→ **DATA SHOWN**:
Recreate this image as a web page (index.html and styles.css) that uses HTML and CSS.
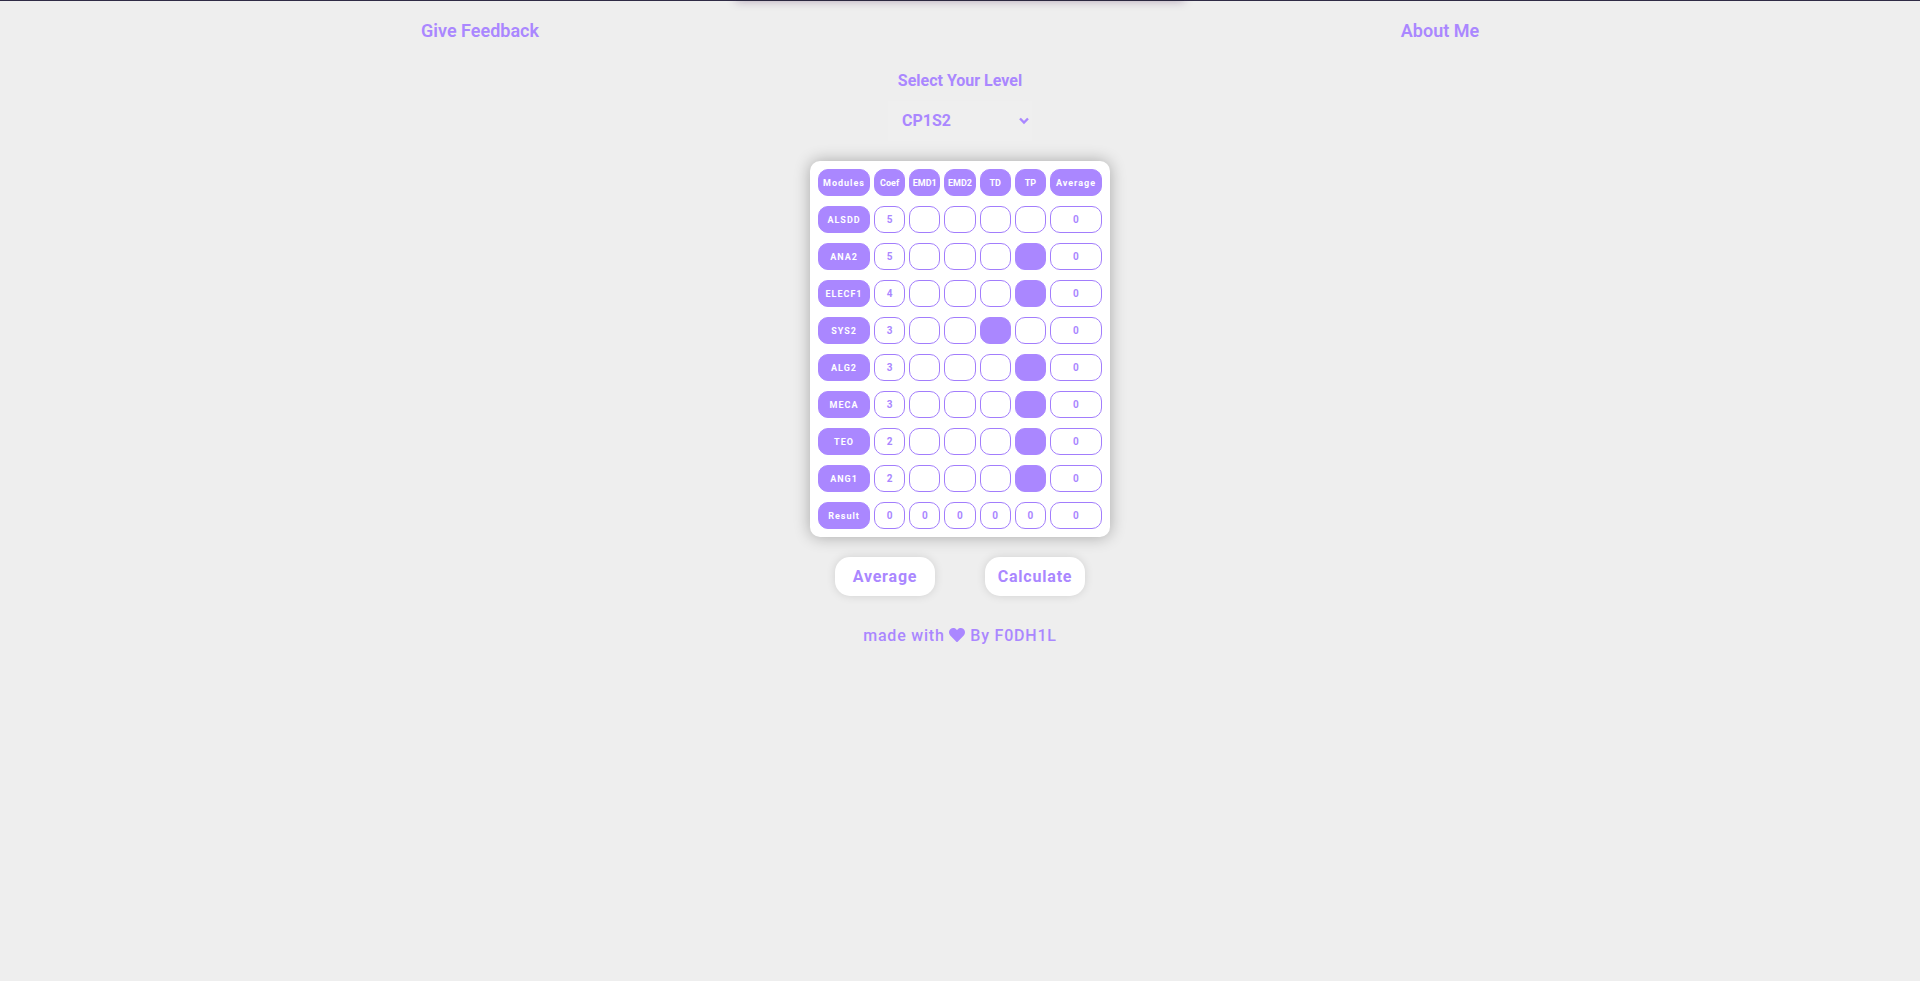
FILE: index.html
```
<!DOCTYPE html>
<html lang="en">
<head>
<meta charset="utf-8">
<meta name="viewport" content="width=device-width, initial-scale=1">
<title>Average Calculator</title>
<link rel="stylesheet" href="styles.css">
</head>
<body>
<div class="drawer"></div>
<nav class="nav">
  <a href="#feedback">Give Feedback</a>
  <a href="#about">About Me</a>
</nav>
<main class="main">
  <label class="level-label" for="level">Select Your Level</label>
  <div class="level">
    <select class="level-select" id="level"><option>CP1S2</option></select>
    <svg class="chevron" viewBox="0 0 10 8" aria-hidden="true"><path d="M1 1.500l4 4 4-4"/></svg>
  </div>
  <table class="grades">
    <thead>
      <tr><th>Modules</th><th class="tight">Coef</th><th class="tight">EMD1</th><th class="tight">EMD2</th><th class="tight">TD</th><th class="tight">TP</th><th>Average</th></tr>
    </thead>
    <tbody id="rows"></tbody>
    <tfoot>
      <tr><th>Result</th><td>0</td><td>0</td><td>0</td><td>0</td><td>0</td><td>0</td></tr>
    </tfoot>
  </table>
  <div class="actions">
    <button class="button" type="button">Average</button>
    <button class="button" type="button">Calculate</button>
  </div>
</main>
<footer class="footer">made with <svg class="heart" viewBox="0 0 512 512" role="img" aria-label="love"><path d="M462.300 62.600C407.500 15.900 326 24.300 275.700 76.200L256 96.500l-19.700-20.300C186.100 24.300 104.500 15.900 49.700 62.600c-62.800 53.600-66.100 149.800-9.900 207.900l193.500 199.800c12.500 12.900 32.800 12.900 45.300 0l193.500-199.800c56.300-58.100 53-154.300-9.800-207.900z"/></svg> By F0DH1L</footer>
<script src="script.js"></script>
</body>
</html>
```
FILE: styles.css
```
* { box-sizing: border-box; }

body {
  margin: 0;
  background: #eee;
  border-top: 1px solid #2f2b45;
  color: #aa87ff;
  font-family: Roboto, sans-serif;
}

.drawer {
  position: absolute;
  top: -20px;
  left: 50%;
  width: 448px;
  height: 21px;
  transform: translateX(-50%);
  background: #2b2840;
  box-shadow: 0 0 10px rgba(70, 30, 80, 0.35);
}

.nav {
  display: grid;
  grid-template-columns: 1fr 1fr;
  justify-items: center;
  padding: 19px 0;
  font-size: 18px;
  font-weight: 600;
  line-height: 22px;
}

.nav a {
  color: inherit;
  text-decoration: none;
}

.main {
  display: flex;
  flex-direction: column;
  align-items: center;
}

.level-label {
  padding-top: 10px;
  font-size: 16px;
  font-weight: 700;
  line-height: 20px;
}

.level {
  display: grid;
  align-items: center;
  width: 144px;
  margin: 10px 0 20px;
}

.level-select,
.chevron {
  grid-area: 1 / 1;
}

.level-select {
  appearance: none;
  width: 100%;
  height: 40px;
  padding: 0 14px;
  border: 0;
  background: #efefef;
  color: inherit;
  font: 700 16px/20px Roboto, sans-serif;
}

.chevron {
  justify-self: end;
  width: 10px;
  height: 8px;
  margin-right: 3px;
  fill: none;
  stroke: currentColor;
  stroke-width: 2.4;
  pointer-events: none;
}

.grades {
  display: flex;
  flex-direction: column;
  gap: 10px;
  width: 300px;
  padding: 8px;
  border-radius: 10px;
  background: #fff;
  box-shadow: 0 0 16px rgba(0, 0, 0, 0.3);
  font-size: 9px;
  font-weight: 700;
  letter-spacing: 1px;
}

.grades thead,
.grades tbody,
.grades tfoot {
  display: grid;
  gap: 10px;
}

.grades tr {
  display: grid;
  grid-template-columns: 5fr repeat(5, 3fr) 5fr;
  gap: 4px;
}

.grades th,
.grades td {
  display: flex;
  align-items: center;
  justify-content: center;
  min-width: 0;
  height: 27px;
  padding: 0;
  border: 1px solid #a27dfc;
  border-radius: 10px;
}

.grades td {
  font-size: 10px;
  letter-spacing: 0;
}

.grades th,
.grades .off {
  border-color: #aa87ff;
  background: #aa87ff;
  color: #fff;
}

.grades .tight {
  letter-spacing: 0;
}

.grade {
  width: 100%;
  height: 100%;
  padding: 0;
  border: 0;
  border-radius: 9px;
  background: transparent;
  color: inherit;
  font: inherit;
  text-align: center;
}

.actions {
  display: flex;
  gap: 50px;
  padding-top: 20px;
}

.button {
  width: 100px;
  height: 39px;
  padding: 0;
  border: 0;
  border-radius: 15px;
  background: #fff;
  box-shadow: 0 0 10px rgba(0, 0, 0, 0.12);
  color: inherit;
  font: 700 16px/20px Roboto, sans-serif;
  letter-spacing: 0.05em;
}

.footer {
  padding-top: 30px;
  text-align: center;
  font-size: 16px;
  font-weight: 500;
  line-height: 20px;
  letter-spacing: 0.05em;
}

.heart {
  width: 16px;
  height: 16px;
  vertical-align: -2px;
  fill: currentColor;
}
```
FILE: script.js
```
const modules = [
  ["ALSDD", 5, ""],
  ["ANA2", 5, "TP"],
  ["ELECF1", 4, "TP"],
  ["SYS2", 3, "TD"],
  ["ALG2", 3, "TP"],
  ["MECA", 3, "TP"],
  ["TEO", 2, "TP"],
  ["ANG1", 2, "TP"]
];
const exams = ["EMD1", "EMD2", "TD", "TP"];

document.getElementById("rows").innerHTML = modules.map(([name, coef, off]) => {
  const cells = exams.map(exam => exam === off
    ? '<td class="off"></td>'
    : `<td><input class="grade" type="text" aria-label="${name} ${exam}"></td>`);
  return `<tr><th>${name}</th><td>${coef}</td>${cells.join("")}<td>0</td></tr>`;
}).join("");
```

→ **TASK REQUIREMENTS**:
Please set down each line of the data above exactly as written, without the pictures.

→ **WRITTEN SOLUTION**:
Recreate this image as a web page (index.html and styles.css) that uses HTML and CSS.
FILE: index.html
```
<!DOCTYPE html>
<html lang="en">
<head>
<meta charset="utf-8">
<meta name="viewport" content="width=device-width, initial-scale=1">
<title>Average Calculator</title>
<link rel="stylesheet" href="styles.css">
</head>
<body>
<div class="drawer"></div>
<nav class="nav">
  <a href="#feedback">Give Feedback</a>
  <a href="#about">About Me</a>
</nav>
<main class="main">
  <label class="level-label" for="level">Select Your Level</label>
  <div class="level">
    <select class="level-select" id="level"><option>CP1S2</option></select>
    <svg class="chevron" viewBox="0 0 10 8" aria-hidden="true"><path d="M1 1.500l4 4 4-4"/></svg>
  </div>
  <table class="grades">
    <thead>
      <tr><th>Modules</th><th class="tight">Coef</th><th class="tight">EMD1</th><th class="tight">EMD2</th><th class="tight">TD</th><th class="tight">TP</th><th>Average</th></tr>
    </thead>
    <tbody id="rows"></tbody>
    <tfoot>
      <tr><th>Result</th><td>0</td><td>0</td><td>0</td><td>0</td><td>0</td><td>0</td></tr>
    </tfoot>
  </table>
  <div class="actions">
    <button class="button" type="button">Average</button>
    <button class="button" type="button">Calculate</button>
  </div>
</main>
<footer class="footer">made with <svg class="heart" viewBox="0 0 512 512" role="img" aria-label="love"><path d="M462.300 62.600C407.500 15.900 326 24.300 275.700 76.200L256 96.500l-19.700-20.300C186.100 24.300 104.500 15.900 49.700 62.600c-62.800 53.600-66.100 149.800-9.900 207.900l193.500 199.800c12.500 12.900 32.800 12.900 45.300 0l193.500-199.800c56.300-58.100 53-154.300-9.800-207.900z"/></svg> By F0DH1L</footer>
<script src="script.js"></script>
</body>
</html>
```
FILE: styles.css
```
* { box-sizing: border-box; }

body {
  margin: 0;
  background: #eee;
  border-top: 1px solid #2f2b45;
  color: #aa87ff;
  font-family: Roboto, sans-serif;
}

.drawer {
  position: absolute;
  top: -20px;
  left: 50%;
  width: 448px;
  height: 21px;
  transform: translateX(-50%);
  background: #2b2840;
  box-shadow: 0 0 10px rgba(70, 30, 80, 0.35);
}

.nav {
  display: grid;
  grid-template-columns: 1fr 1fr;
  justify-items: center;
  padding: 19px 0;
  font-size: 18px;
  font-weight: 600;
  line-height: 22px;
}

.nav a {
  color: inherit;
  text-decoration: none;
}

.main {
  display: flex;
  flex-direction: column;
  align-items: center;
}

.level-label {
  padding-top: 10px;
  font-size: 16px;
  font-weight: 700;
  line-height: 20px;
}

.level {
  display: grid;
  align-items: center;
  width: 144px;
  margin: 10px 0 20px;
}

.level-select,
.chevron {
  grid-area: 1 / 1;
}

.level-select {
  appearance: none;
  width: 100%;
  height: 40px;
  padding: 0 14px;
  border: 0;
  background: #efefef;
  color: inherit;
  font: 700 16px/20px Roboto, sans-serif;
}

.chevron {
  justify-self: end;
  width: 10px;
  height: 8px;
  margin-right: 3px;
  fill: none;
  stroke: currentColor;
  stroke-width: 2.4;
  pointer-events: none;
}

.grades {
  display: flex;
  flex-direction: column;
  gap: 10px;
  width: 300px;
  padding: 8px;
  border-radius: 10px;
  background: #fff;
  box-shadow: 0 0 16px rgba(0, 0, 0, 0.3);
  font-size: 9px;
  font-weight: 700;
  letter-spacing: 1px;
}

.grades thead,
.grades tbody,
.grades tfoot {
  display: grid;
  gap: 10px;
}

.grades tr {
  display: grid;
  grid-template-columns: 5fr repeat(5, 3fr) 5fr;
  gap: 4px;
}

.grades th,
.grades td {
  display: flex;
  align-items: center;
  justify-content: center;
  min-width: 0;
  height: 27px;
  padding: 0;
  border: 1px solid #a27dfc;
  border-radius: 10px;
}

.grades td {
  font-size: 10px;
  letter-spacing: 0;
}

.grades th,
.grades .off {
  border-color: #aa87ff;
  background: #aa87ff;
  color: #fff;
}

.grades .tight {
  letter-spacing: 0;
}

.grade {
  width: 100%;
  height: 100%;
  padding: 0;
  border: 0;
  border-radius: 9px;
  background: transparent;
  color: inherit;
  font: inherit;
  text-align: center;
}

.actions {
  display: flex;
  gap: 50px;
  padding-top: 20px;
}

.button {
  width: 100px;
  height: 39px;
  padding: 0;
  border: 0;
  border-radius: 15px;
  background: #fff;
  box-shadow: 0 0 10px rgba(0, 0, 0, 0.12);
  color: inherit;
  font: 700 16px/20px Roboto, sans-serif;
  letter-spacing: 0.05em;
}

.footer {
  padding-top: 30px;
  text-align: center;
  font-size: 16px;
  font-weight: 500;
  line-height: 20px;
  letter-spacing: 0.05em;
}

.heart {
  width: 16px;
  height: 16px;
  vertical-align: -2px;
  fill: currentColor;
}
```
FILE: script.js
```
const modules = [
  ["ALSDD", 5, ""],
  ["ANA2", 5, "TP"],
  ["ELECF1", 4, "TP"],
  ["SYS2", 3, "TD"],
  ["ALG2", 3, "TP"],
  ["MECA", 3, "TP"],
  ["TEO", 2, "TP"],
  ["ANG1", 2, "TP"]
];
const exams = ["EMD1", "EMD2", "TD", "TP"];

document.getElementById("rows").innerHTML = modules.map(([name, coef, off]) => {
  const cells = exams.map(exam => exam === off
    ? '<td class="off"></td>'
    : `<td><input class="grade" type="text" aria-label="${name} ${exam}"></td>`);
  return `<tr><th>${name}</th><td>${coef}</td>${cells.join("")}<td>0</td></tr>`;
}).join("");
```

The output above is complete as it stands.